5 Secrets To Success For Hobbyists And Pros // Photographing Children & Families

When a friend or client tells me they are interested in learning photography, similar to when they tell me they are having a baby, my first reaction is YAY! Congrats! And then immediately after I feel an urge to help them with their expectations. If you have a child, I'm sure you know what I mean. It's just harder than you might imagine. And also more rewarding than you can fathom. The path to success (in any endeavor) begins with realistic expectations.I wish someone would have broken it down for me when I started both my photography AND my pregnancy :). If we know what is ahead, where we might need help, and where our strengths might lie, we are more prepared to take on the journey. So here are my top 5 "secrets for success" for anyone looking to take on children's/family photography (as a hobby or as a business):

  1. Mastering your camera equipment is essential and necessary but knowing how to work with children can be even more important. I don't find this to be true when photographing landscapes, still life, or even adult couples. But with children who usually want absolutely nothing to do with having their picture taken (and who do not sit still), the ultimate challenge is definitely in engaging your subjects. Expect to have a learning curve in mastering your equipment followed by another curve in using that equipment under chaotic (but awesome) conditions.

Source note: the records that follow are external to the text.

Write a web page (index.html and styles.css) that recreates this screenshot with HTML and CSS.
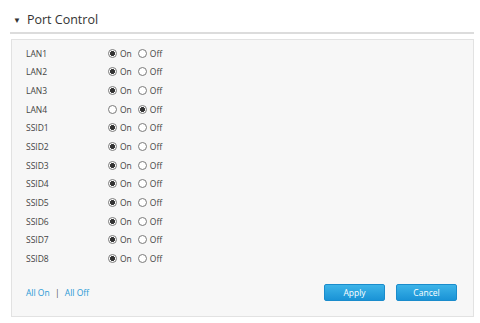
FILE: index.html
```html
<!DOCTYPE html>
<html lang="en">

<head>
    <meta charset="UTF-8">
    <meta name="viewport" content="width=device-width, initial-scale=1.0">
    <title>Port Control</title>

    <link rel="stylesheet" href="styles.css">

</head>

<body>
    <div class="section">
        <h3 class="section-title"><span class="arrow">&#9660;</span>Port Control</h3>

        <form class="panel" id="portForm">
            <div class="row"><span class="name">LAN1</span>
                <label><input type="radio" name="lan1" checked> On</label>
                <label><input type="radio" name="lan1"> Off</label></div>
            <div class="row"><span class="name">LAN2</span>
                <label><input type="radio" name="lan2" checked> On</label>
                <label><input type="radio" name="lan2"> Off</label></div>
            <div class="row"><span class="name">LAN3</span>
                <label><input type="radio" name="lan3" checked> On</label>
                <label><input type="radio" name="lan3"> Off</label></div>
            <div class="row"><span class="name">LAN4</span>
                <label><input type="radio" name="lan4"> On</label>
                <label><input type="radio" name="lan4" checked> Off</label></div>
            <div class="row"><span class="name">SSID1</span>
                <label><input type="radio" name="ssid1" checked> On</label>
                <label><input type="radio" name="ssid1"> Off</label></div>
            <div class="row"><span class="name">SSID2</span>
                <label><input type="radio" name="ssid2" checked> On</label>
                <label><input type="radio" name="ssid2"> Off</label></div>
            <div class="row"><span class="name">SSID3</span>
                <label><input type="radio" name="ssid3" checked> On</label>
                <label><input type="radio" name="ssid3"> Off</label></div>
            <div class="row"><span class="name">SSID4</span>
                <label><input type="radio" name="ssid4" checked> On</label>
                <label><input type="radio" name="ssid4"> Off</label></div>
            <div class="row"><span class="name">SSID5</span>
                <label><input type="radio" name="ssid5" checked> On</label>
                <label><input type="radio" name="ssid5"> Off</label></div>
            <div class="row"><span class="name">SSID6</span>
                <label><input type="radio" name="ssid6" checked> On</label>
                <label><input type="radio" name="ssid6"> Off</label></div>
            <div class="row"><span class="name">SSID7</span>
                <label><input type="radio" name="ssid7" checked> On</label>
                <label><input type="radio" name="ssid7"> Off</label></div>
            <div class="row"><span class="name">SSID8</span>
                <label><input type="radio" name="ssid8" checked> On</label>
                <label><input type="radio" name="ssid8"> Off</label></div>

            <div class="footer">
                <div class="links">
                    <a href="#" id="allOn">All On</a>
                    <span class="sep">|</span>
                    <a href="#" id="allOff">All Off</a>
                </div>
                <div class="buttons">
                    <button type="button" class="btn">Apply</button>
                    <button type="button" class="btn">Cancel</button>
                </div>
            </div>
        </form>
    </div>

    <script>
        // включить / выключить все порты
        function setAll(index) {
            for (let row of document.querySelectorAll('.row')) {
                row.querySelectorAll('input')[index].checked = true;
            }
        }

        document.getElementById('allOn').addEventListener('click', function (e) {
            e.preventDefault();
            setAll(0);
        });

        document.getElementById('allOff').addEventListener('click', function (e) {
            e.preventDefault();
            setAll(1);
        });
    </script>
</body>

</html>
```

FILE: styles.css
```css
* {
    font-family: "Open Sans", "Noto Sans", sans-serif;
    box-sizing: border-box;
}

body {
    margin: 0;
    background-color: #fff;
    color: #333;
}

.section {
    margin: 0 6px 0 10px;
    padding-top: 11px;
}

.section-title {
    margin: 0;
    padding: 0 0 4px 3px;
    font-size: 12.5px;
    font-weight: normal;
    color: #333;
    border-bottom: 2px solid #dcdcdc;
    display: flex;
    align-items: center;
}

.arrow {
    font-size: 8px;
    margin-right: 6px;
    color: #333;
}

.panel {
    margin: 5px 0 0 1px;
    padding: 4px 14px 15px 14px;
    background-color: #f7f7f7;
    border: 1px solid #e2e2e2;
}

.row {
    display: flex;
    align-items: center;
    height: 18.65px;
    font-size: 8.5px;
    color: #444;
}

.name {
    width: 82px;
}

.row label {
    display: inline-flex;
    align-items: center;
    margin-right: 6px;
}

.row input {
    appearance: none;
    margin: 0 3px 0 0;
    width: 9px;
    height: 9px;
    border: 1px solid #7a7a7a;
    border-radius: 50%;
    background-color: #fff;
}

.row input:checked {
    background: radial-gradient(circle, #333 0 2.2px, #fff 2.8px);
}

.footer {
    display: flex;
    justify-content: space-between;
    align-items: center;
    margin-top: 16px;
}

.links {
    font-size: 8.5px;
}

.links a {
    color: #2b9ad6;
    text-decoration: none;
}

.sep {
    margin: 0 3px;
    color: #555;
}

.buttons {
    display: flex;
    gap: 11px;
    margin-right: 2px;
}

.btn {
    width: 61px;
    height: 17px;
    padding: 0;
    border: 1px solid #1a8ccc;
    border-radius: 2px;
    background: linear-gradient(#3db4e8, #1a93d6);
    color: #fff;
    font-size: 8.5px;
}
```
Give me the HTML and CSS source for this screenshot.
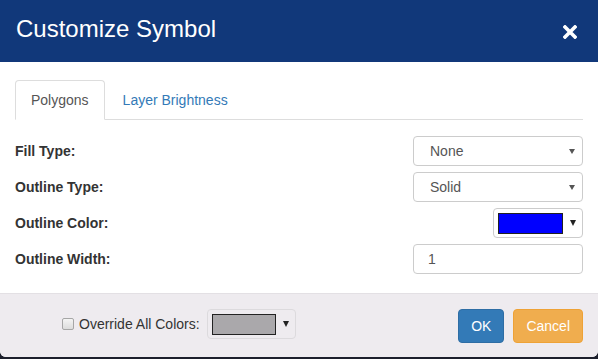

  2. Remarkable photographs are made with remarkable use of light. After I learned how to use my equipment, I made the mistake of jumping straight to heavy filters to give my photos some oomph (or so I thought that's what the filters were doing). I should have been trying to master the different ways of using light. Heavy editing has nothing on good lighting. Don't make my mistake. YEARS were wasted.

  3. Your own children are harder to photograph than other people's children. It's the curse of all hobbyist photographers and business owners alike. Our own kids are just so used to us and our camera that they couldn't care less about what we say or how we wiggle around trying to get them to laugh. Don't be discouraged. Our kids are an entirely different animal than someone else's. Whenever you are feeling down about your ability to engage children, practice on others.

  4. Copying, comparing, or trying to duplicate someone else's work &/or vision is the best way to fail. Before you pick up a camera, ask yourself these two questions: Why do you want to learn photography? & What is your idea of a perfect picture? Write down those answers, tapes them to the wall, and use them as your guide as you learn and grow. Ignore what other people are doing...comparing and copying another's work will do nothing but leave you feeling down and exhausted. It's a waste of time. Have fun with your hobby and grow in the direction YOU want.

  5. Your artistic success has nothing to do with the business of photography. You can be a stellar photographer and only do it as a hobby. On the flipside, you can have a thriving photography business and not be a very strong photographer. Never judge your technical or artistic merits by how much income your photography makes (or doesn't make) you.


{Also helpful: How To Get Kids To Smile in Photographs: NEVER SAY CHEESE!}

Have I scared you? Ha! I hope not! Photography is so much fun but like any art, you can easily find yourself getting down about it. I want to help you start off on the right foot and not make all the mistakes I did.

I hope these points will help you in your journey! You will be great and I couldn't be more excited for you.